How-to May 4, 2026

Regex to match anything between two strings

The pattern is simple — but there are three ways to write it, and one of them is much better.

The short answer

To match text between START and END:

START(.*?)END        lazy quantifier, simple but can backtrack
START(.+?)END        same, requires at least one character
START([^E]*)END      negated class (faster, no backtracking)

The captured content is in group 1. Use the lazy version for clarity, the negated class for performance.

The three approaches

1. Lazy quantifier — readable

Pattern: BEGIN(.*?)END
Input:   "BEGINfirstENDmiddleBEGINsecondEND"
With g flag: matches "BEGINfirstEND" and "BEGINsecondEND"
Capture group 1: "first" and "second"

This is the most common form. .*? matches as little as possible — it stops at the first END it can find.

2. Negated character class — fast

If your delimiters are single characters (like quotes or brackets), use a negated class:

"([^"]*)"            content between double quotes
\[([^\]]*)\]         content between square brackets
\(([^)]*)\)          content between parens (single-level only)

This is significantly faster than lazy .*? because the engine never has to back off — it consumes characters that definitely belong in the match.

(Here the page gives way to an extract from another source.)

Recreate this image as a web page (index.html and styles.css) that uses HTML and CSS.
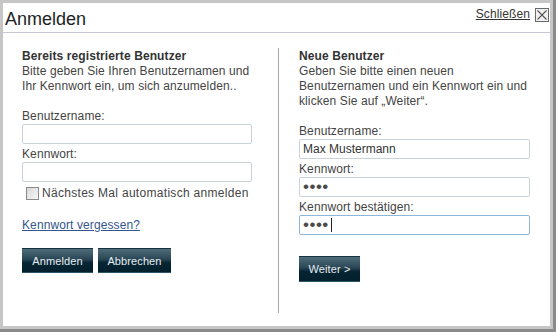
FILE: index.html
```html
<!DOCTYPE html>
<html lang="de">
<head>
<meta charset="utf-8">
<title>Anmelden</title>
<link rel="stylesheet" href="styles.css">
</head>
<body>
<div class="frame">
  <div class="dialog">
    <div class="header">
      <h1 class="title">Anmelden</h1>
      <div class="close">
        <a href="#" class="close-link">Schließen</a>
        <span class="close-box">
          <svg width="12" height="12" viewBox="0 0 12 12"><path d="M1.5 1.5 L10.5 10.5 M10.5 1.5 L1.5 10.5" stroke="#555" stroke-width="1.1" fill="none"/></svg>
        </span>
      </div>
    </div>
    <div class="content">
      <div class="col col-left">
        <h2 class="heading">Bereits registrierte Benutzer</h2>
        <p class="intro">Bitte geben Sie Ihren Benutzernamen und Ihr Kennwort ein, um sich anzumelden..</p>
        <form class="form">
          <label class="label">Benutzername:</label>
          <input class="field" type="text">
          <label class="label">Kennwort:</label>
          <input class="field" type="password">
          <label class="remember"><input type="checkbox" class="check"> Nächstes Mal automatisch anmelden</label>
          <a href="#" class="forgot">Kennwort vergessen?</a>
          <div class="buttons">
            <button type="button" class="btn btn-login">Anmelden</button>
            <button type="button" class="btn btn-cancel">Abbrechen</button>
          </div>
        </form>
      </div>
      <div class="col col-right">
        <h2 class="heading">Neue Benutzer</h2>
        <p class="intro">Geben Sie bitte einen neuen Benutzernamen und ein Kennwort ein und klicken Sie auf „Weiter“.</p>
        <form class="form">
          <label class="label">Benutzername:</label>
          <input class="field" type="text" value="Max Mustermann">
          <label class="label">Kennwort:</label>
          <input class="field pw" type="password" value="abcd">
          <label class="label">Kennwort bestätigen:</label>
          <span class="field-wrap">
            <input class="field pw focused" type="password" value="abcd">
            <span class="caret"></span>
          </span>
          <div class="buttons buttons-right">
            <button type="button" class="btn btn-next">Weiter &gt;</button>
          </div>
        </form>
      </div>
    </div>
  </div>
</div>
</body>
</html>
```
FILE: styles.css
```css
html, body {
  margin: 0;
  padding: 0;
}
body {
  width: 556px;
  height: 332px;
  background: #8a8a8a;
  font-family: "Liberation Sans", Arial, sans-serif;
  font-size: 12px;
  letter-spacing: 0.1px;
  color: #444;
  overflow: hidden;
}
.frame {
  width: 553px;
  height: 329px;
  box-sizing: border-box;
  padding: 3px;
  background: #c6c6c6;
}
.dialog {
  width: 547px;
  height: 323px;
  background: #fff;
  display: flex;
  flex-direction: column;
}
.header {
  height: 29px;
  border-bottom: 1px solid #c6c6d4;
  display: flex;
  justify-content: space-between;
  align-items: flex-start;
  padding: 0 1px 0 2px;
}
.title {
  margin: 6px 0 0;
  font-size: 18px;
  line-height: 21px;
  font-weight: normal;
  letter-spacing: 0;
  color: #1e1e1e;
}
.close {
  display: flex;
  align-items: flex-start;
  gap: 5px;
  padding-top: 4px;
}
.close-link {
  color: #333;
  text-decoration: underline;
  font-size: 12px;
  line-height: 15px;
}
.close-box {
  width: 14px;
  height: 14px;
  box-sizing: border-box;
  border: 1px solid #6a6a6a;
  background: #f0f0f0;
  display: flex;
  align-items: center;
  justify-content: center;
  margin-top: 1px;
}
.close-box svg {
  display: block;
}
.content {
  flex: 1;
  display: flex;
  padding: 15px 0 13px;
}
.col {
  box-sizing: border-box;
  padding-top: 1px;
}
.col-left {
  width: 275px;
  padding-left: 19px;
  padding-right: 26px;
}
.col-right {
  width: 272px;
  border-left: 1px solid #a8a8a8;
  padding-left: 20px;
  padding-right: 20px;
}
.heading {
  margin: 0;
  font-size: 12px;
  line-height: 15px;
  font-weight: bold;
  color: #333;
}
.intro {
  margin: 0;
  line-height: 15px;
  color: #444;
}
.form {
  margin: 15px 0 0;
  display: flex;
  flex-direction: column;
  align-items: flex-start;
}
.label {
  display: block;
  line-height: 15px;
  color: #444;
}
.field {
  display: block;
  width: 230px;
  height: 20px;
  box-sizing: border-box;
  margin: 0 0 3px;
  padding: 0 3px;
  border: 1px solid #cbd3da;
  border-radius: 2px;
  font-family: "Liberation Sans", Arial, sans-serif;
  font-size: 12px;
  color: #333;
  background: #fff;
  outline: none;
}
.col-right .field {
  width: 231px;
}
.field.pw {
  font-size: 17px;
  letter-spacing: 0.5px;
  color: #4a4a4a;
}
.field.focused {
  border-color: #8cb6da;
}
.field-wrap {
  position: relative;
  display: block;
}
.caret {
  position: absolute;
  left: 32px;
  top: 3px;
  width: 1px;
  height: 14px;
  background: #222;
}
.remember {
  display: flex;
  align-items: center;
  margin-top: 1px;
  line-height: 15px;
  letter-spacing: 0.3px;
  color: #444;
}
.check {
  appearance: none;
  -webkit-appearance: none;
  width: 13px;
  height: 13px;
  box-sizing: border-box;
  margin: 0 3px 0 4px;
  border: 1px solid #8a8a8a;
  background: linear-gradient(135deg, #d8d8d8, #f6f6f6);
}
.forgot {
  margin-top: 17px;
  line-height: 15px;
  color: #34568b;
  text-decoration: underline;
}
.buttons {
  display: flex;
  gap: 5px;
  margin-top: 15px;
}
.buttons-right {
  margin-top: 18px;
}
.btn {
  height: 25px;
  box-sizing: border-box;
  padding: 0;
  border: 0;
  border-top: 1px solid #17313d;
  border-bottom: 1px solid #2f5668;
  background: linear-gradient(to bottom, #4e6c79 0%, #2a4655 45%, #072433 60%, #03202d 100%);
  color: #e6edf2;
  font-family: "Liberation Sans", Arial, sans-serif;
  font-size: 11px;
  letter-spacing: 0.1px;
  cursor: pointer;
}
.btn-login {
  width: 71px;
}
.btn-cancel {
  width: 73px;
}
.btn-next {
  width: 61px;
  height: 26px;
}
```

3. Lookarounds — clean output

If you want just the inner text without including the delimiters in the match itself:

Pattern: (?<=START).*?(?=END)
Result:  matches just the middle text, no capture group needed

The lookbehind and lookahead don't consume the delimiters. The match itself is just the inside.

When the delimiter is multi-character

For multi-character delimiters like :

Lazy:        <!--(.*?)-->
Negated:     <!--((?:[^-]|-(?!-))*)-->     (much harder to read)

The negated-class approach gets complex with multi-char delimiters. Stick with the lazy quantifier unless you specifically need ReDoS resistance.

Multiline content

By default, . doesn't match newlines. If your content spans lines, enable the dotall flag:

JavaScript: /START(.*?)END/s (ES2018+)
Python: re.compile(r"START(.*?)END", re.DOTALL)
PCRE: /s modifier

Or use [\s\S] instead of . — that works without any flag:

START([\s\S]*?)END     works across newlines without flags

JavaScript example

const text = "[apple][banana][cherry]";
const matches = [...text.matchAll(/\[([^\]]+)\]/g)].map(m => m[1]);
// ["apple", "banana", "cherry"]

Python example

import re
text = "[apple][banana][cherry]"
matches = re.findall(r"\[([^\]]+)\]", text)
# ["apple", "banana", "cherry"]

Common mistakes

Forgetting to make it lazy

Pattern: BEGIN(.*)END
Input:   "BEGINfirstENDmiddleBEGINsecondEND"
Match:   the WHOLE thing — captures "firstENDmiddleBEGINsecond"

Greedy .* grabs everything to the last END. Use lazy .*? instead.

Not handling nested delimiters

Regex can't handle balanced nesting in general. \(.*?\) on input (a(b)c) matches (a(b), not (a(b)c). For nested structures, you need a parser, not a regex.

The takeaway

Use the lazy quantifier for readability. Use the negated character class for single-character delimiters when performance matters. Use lookarounds when you want the middle text without delimiters in the match.

For nested or recursive structures, regex isn't the right tool — switch to a parser.